# Skipping a jig



## Jim (Oct 9, 2010)

If I could only master this technique with a baitcaster.............

[youtube]2tXlODzLu4A[/youtube]


----------



## BassAddict (Oct 9, 2010)

I gave up attempting trying to learn to do it with a baitcaster. Gotta love skipping plastics on a spinning reel tho!


----------



## brmurray (Oct 9, 2010)

I despise this guy. Makes it look effortless.


----------



## jkbirocz (Oct 9, 2010)

I have never really tried it, and I dont think I want to. In the rare case I need to skip a jig I think I will toss it on my spinning rod. It is extremely impressive though, maybe I will have to give it a try just to see, I am kinda afraid of what the outcome will be though #-o


----------



## dyeguy1212 (Oct 9, 2010)

I struggle to skip jigs because they're like trying to skip a round heavy rock. It can be done, but it takes a perfect angle.

Whereas skipping something with a larger surface area (and lighter) like a senko is easy as pie.


If only I could learn to use a spinning reel, I might be able to pull it off. I just can't find it in myself to put a baitcaster down.


----------



## fender66 (Oct 12, 2010)

> If only I could learn to use a spinning reel, I might be able to pull it off. I just can't find it in myself to put a baitcaster down.



This is exactly my "newest" problem for this year. I just ordered another BC today. Sick I tell you...I can't stop!

I still can't skip them though.


----------



## dyeguy1212 (Oct 12, 2010)

fender66 said:


> > If only I could learn to use a spinning reel, I might be able to pull it off. I just can't find it in myself to put a baitcaster down.
> 
> 
> 
> ...



I've found the trick is to use older reels that are a little harder to cast. I lock down the brakes and make it harder for it to freespool after the cast. That way I deal with less backlashes, or atleast less severe ones.


----------



## fender66 (Oct 12, 2010)

> I've found the trick is to use older reels that are a little harder to cast. I lock down the brakes and make it harder for it to freespool after the cast. That way I deal with less backlashes, or atleast less severe ones.

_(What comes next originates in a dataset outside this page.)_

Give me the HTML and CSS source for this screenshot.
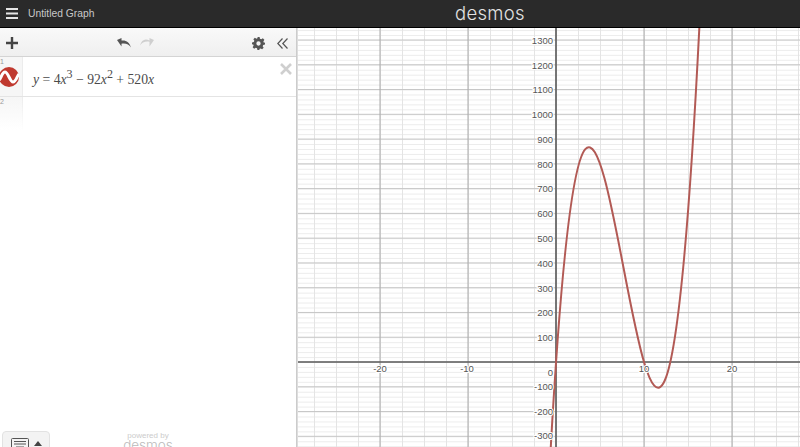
FILE: index.html
```html
<!DOCTYPE html>
<html lang="en">
<head>
  <meta charset="UTF-8" />
  <title>Untitled Graph</title>
  <link rel="stylesheet" href="styles.css">
</head>
<body>
  <header class="topbar">
    <svg class="menu-icon" width="12" height="11" viewBox="0 0 12 11"><path d="M0 0h12v2H0zM0 4.500h12v2H0zM0 9h12v2H0z"/></svg>
    <span class="graph-title">Untitled Graph</span>
    <span class="logo">desmos</span>
  </header>

  <main class="app">
    <section class="panel">
      <div class="toolbar">
        <svg class="icon-add" width="12" height="12" viewBox="0 0 13 13"><path d="M5.200 0h2.600v5.200H13v2.600H7.800V13H5.200V7.800H0V5.200h5.200z"/></svg>
        <div class="history">
          <svg width="14" height="11" viewBox="0 0 14 11"><path class="undo" d="M0 2l4.500-2v2.500c4.500-.6 8 1.500 9.500 7-2-3.200-5-4.400-9.500-3.800V8.500z"/></svg>
          <svg width="14" height="11" viewBox="0 0 14 11"><path class="redo" d="M14 2L9.500 0v2.500C5-.1 1.500 2 0 7.500c2-3.200 5-4.400 9.500-3.800V8.500z"/></svg>
        </div>
        <svg class="icon-gear" width="13" height="13" viewBox="0 0 24 24"><path d="M10 0h4l.7 3.300 2.400 1 2.900-1.800 2.800 2.800-1.800 2.900 1 2.400L24 10v4l-3.300.7-1 2.400 1.800 2.900-2.800 2.800-2.900-1.800-2.400 1L14 24h-4l-.7-3.300-2.400-1L4 21.500 1.200 18.700 3 15.800l-1-2.400L0 14v-4l3.300-.7 1-2.400L2.500 4l2.800-2.800 2.900 1.800 2.400-1zM12 8a4 4 0 1 0 0 8 4 4 0 0 0 0-8z" fill-rule="evenodd"/></svg>
        <svg class="icon-collapse" width="11" height="11" viewBox="0 0 11 11"><path d="M5.500.5L.8 5.500l4.700 5M10.500.5L5.800 5.500l4.700 5"/></svg>
      </div>

      <div class="expr">
        <div class="gutter">
          <span class="expr-num">1</span>
          <svg class="curve-badge" width="20" height="20" viewBox="0 0 20 20"><circle cx="10" cy="10" r="10"/><path d="M0 13c2-1 3-8 6-8s5 10 8 10 4-6 6-8"/></svg>
        </div>
        <div class="math"><i>y</i> = 4<i>x</i><sup>3</sup> − 92<i>x</i><sup>2</sup> + 520<i>x</i></div>
        <svg class="icon-remove" width="12" height="12" viewBox="0 0 12 12"><path d="M1 1l10 10M11 1L1 11"/></svg>
      </div>
      <div class="expr expr-empty">
        <div class="gutter gutter-fade"><span class="expr-num">2</span></div>
      </div>

      <div class="panel-foot">
        <div class="keypad-btn">
          <svg width="18" height="13" viewBox="0 0 18 13"><rect x=".5" y=".5" width="17" height="12" rx="1"/><path d="M3 3.500h12M3 6h12M5 9h8"/></svg>
          <span class="caret"></span>
        </div>
        <div class="powered">
          <div class="powered-by">powered by</div>
          <div class="powered-name">desmos</div>
        </div>
      </div>
    </section>

    <section class="graph">
      <svg class="graph-canvas" width="503" height="419" viewBox="0 0 503 419">
        <defs>
          <pattern id="minor" patternUnits="userSpaceOnUse" x="259" y="334" width="22" height="4.954">
            <rect width="22" height="1" fill="#ececec"/>
            <rect width="1" height="4.954" fill="#e4e4e4"/>
          </pattern>
          <pattern id="major" patternUnits="userSpaceOnUse" x="258.500" y="333.500" width="88" height="24.770">
            <rect width="88" height="1" fill="#c6c6c6"/>
            <rect width="1" height="24.770" fill="#aaa"/>
          </pattern>
        </defs>
        <rect width="503" height="419" fill="url(#minor)"/>
        <rect width="503" height="419" fill="url(#major)"/>
        <path class="axis" d="M0 334H503M259 0V419"/>
        <path class="curve" d="M250.200 486.600C303 -577.500 355.800 1140.500 408.600 -137.600"/>
        <g class="labels-y">
          <text x="256" y="16">1300</text>
          <text x="256" y="41">1200</text>
          <text x="256" y="65">1100</text>
          <text x="256" y="90">1000</text>
          <text x="256" y="115">900</text>
          <text x="256" y="140">800</text>
          <text x="256" y="164">700</text>
          <text x="256" y="189">600</text>
          <text x="256" y="214">500</text>
          <text x="256" y="239">400</text>
          <text x="256" y="264">300</text>
          <text x="256" y="288">200</text>
          <text x="256" y="313">100</text>
          <text x="256" y="348">0</text>
          <text x="256" y="362">-100</text>
          <text x="256" y="387">-200</text>
          <text x="256" y="411">-300</text>
        </g>
        <g class="labels-x">
          <text x="83" y="344">-20</text>
          <text x="170" y="344">-10</text>
          <text x="347" y="344">10</text>
          <text x="435" y="344">20</text>
        </g>
      </svg>
    </section>
  </main>
</body>
</html>
```

FILE: styles.css
```css
html,body{margin:0;height:100%;overflow:hidden;background:#fff}
body{font-family:"Liberation Sans",Arial,sans-serif;display:flex;flex-direction:column}

/* top bar */
.topbar{height:27px;flex:none;background:#2a2a2a;border-bottom:1px solid #000;display:flex;align-items:center;position:relative;padding-left:6px}
.menu-icon{fill:#e4e4e4}
.graph-title{margin-left:10px;font-size:10.300px;color:#c8c8c8}
.logo{position:absolute;left:455px;top:0;font-family:Inter,"Open Sans",sans-serif;font-size:18.500px;line-height:27px;font-weight:300;letter-spacing:.3px;color:#e2e2e2}

.app{flex:1;display:flex;min-height:0}

/* expression list */
.panel{width:296px;flex:none;border-right:1px solid #ccc;display:flex;flex-direction:column;overflow:hidden}
.toolbar{height:29px;flex:none;box-sizing:border-box;padding:2px 0 0 6px;background:linear-gradient(#f9f9f9,#efefef);border-bottom:1px solid #d4d4d4;display:flex;align-items:center}
.toolbar svg{flex:none}
.icon-add{fill:#444}
.history{display:flex;flex:none;gap:9px;margin-left:99px}
.undo{fill:#555}
.redo{fill:#cfcfcf}
.icon-gear{fill:#555;margin-left:98px}
.icon-collapse{fill:none;stroke:#555;stroke-width:1.200;margin-left:12px}

.expr{height:40px;flex:none;box-sizing:border-box;border-bottom:1px solid #e4e4e4;display:flex;position:relative}
.expr-empty{height:33px;border-bottom:0}
.gutter{width:22px;flex:none;background:#f6f6f6;border-right:1px solid #ececec;position:relative}
.gutter-fade{background:linear-gradient(#f6f6f6,#fff);border-image:linear-gradient(#ececec,#fff) 1}
.expr-num{position:absolute;left:0;top:0;font-size:7px;line-height:9px;color:#999}
.curve-badge{position:absolute;left:-1px;top:10px}
.curve-badge circle{fill:#c0392f}
.curve-badge path{fill:none;stroke:#fff;stroke-width:3}
.math{margin-left:10px;padding-top:13px;font-family:"Liberation Serif","Times New Roman",serif;font-size:13.700px;line-height:20px;color:#4a4a4a;white-space:nowrap}
.math sup{font-size:12px;line-height:0;vertical-align:6px}
.icon-remove{position:absolute;right:4px;top:6px;fill:none;stroke:#cfcfcf;stroke-width:2.600}

/* bottom of the panel */
.panel-foot{margin-top:auto;height:16px;flex:none;position:relative;overflow:hidden}
.keypad-btn{position:absolute;left:2px;top:0;width:48px;height:24px;box-sizing:border-box;background:#f3f3f3;border:1px solid #e2e2e2;border-radius:4px 4px 0 0;display:flex;gap:5px;padding:6px 0 0 8px}
.keypad-btn svg{fill:none;stroke:#555}
.caret{width:0;height:0;margin-top:3px;border:4px solid transparent;border-top:0;border-bottom:5px solid #444}
.powered{text-align:center;line-height:1;padding-top:1px}
.powered-by{font-size:8px;color:#ccc}
.powered-name{font-family:Inter,"Open Sans",sans-serif;font-size:13.500px;font-weight:300;color:#bbb;margin-top:-1px}

/* graph paper */
.graph{flex:1;min-width:0;overflow:hidden;border-left:1px solid #ddd}
.graph-canvas{display:block;margin-left:-1px}
.axis{fill:none;stroke:#5f5f5f;stroke-width:1.600}
.curve{fill:none;stroke:#b25a55;stroke-width:2}
.graph-canvas text{font-family:"Liberation Sans",Arial,sans-serif;font-size:9.500px;fill:#555;stroke:#fff;stroke-width:2px;paint-order:stroke}
.labels-y{text-anchor:end}
.labels-x{text-anchor:middle}
```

the key to my backlashes (a little off topic) is the spray my spools with KVD line conditioner. I have only had one backlash that didn't come out easily.

Now back to our regularly scheduled topic. :wink:


----------



## dyeguy1212 (Oct 12, 2010)

and that helps with skipping? most of my skips are just intentional backlashes because im letting it freespool to get the max distance.


----------



## fish devil (Oct 12, 2010)

:twisted: He makes it look effortless. =D> I've done it successfully a few times but I still like the old school pitching technique.


----------



## dyeguy1212 (Oct 12, 2010)

fish devil said:


> :twisted: He makes it look effortless. =D> I've done it successfully a few times but I still like the old school pitching technique.


 I was the same way, until I realized I can get way under docks skipping it with a ton of momentum. Flipping only gets a foot or two beyond the edge of a dock in most situations.


----------



## bearsphan3.14 (Oct 12, 2010)

I didn't know I could hate someone I have never met :---)


----------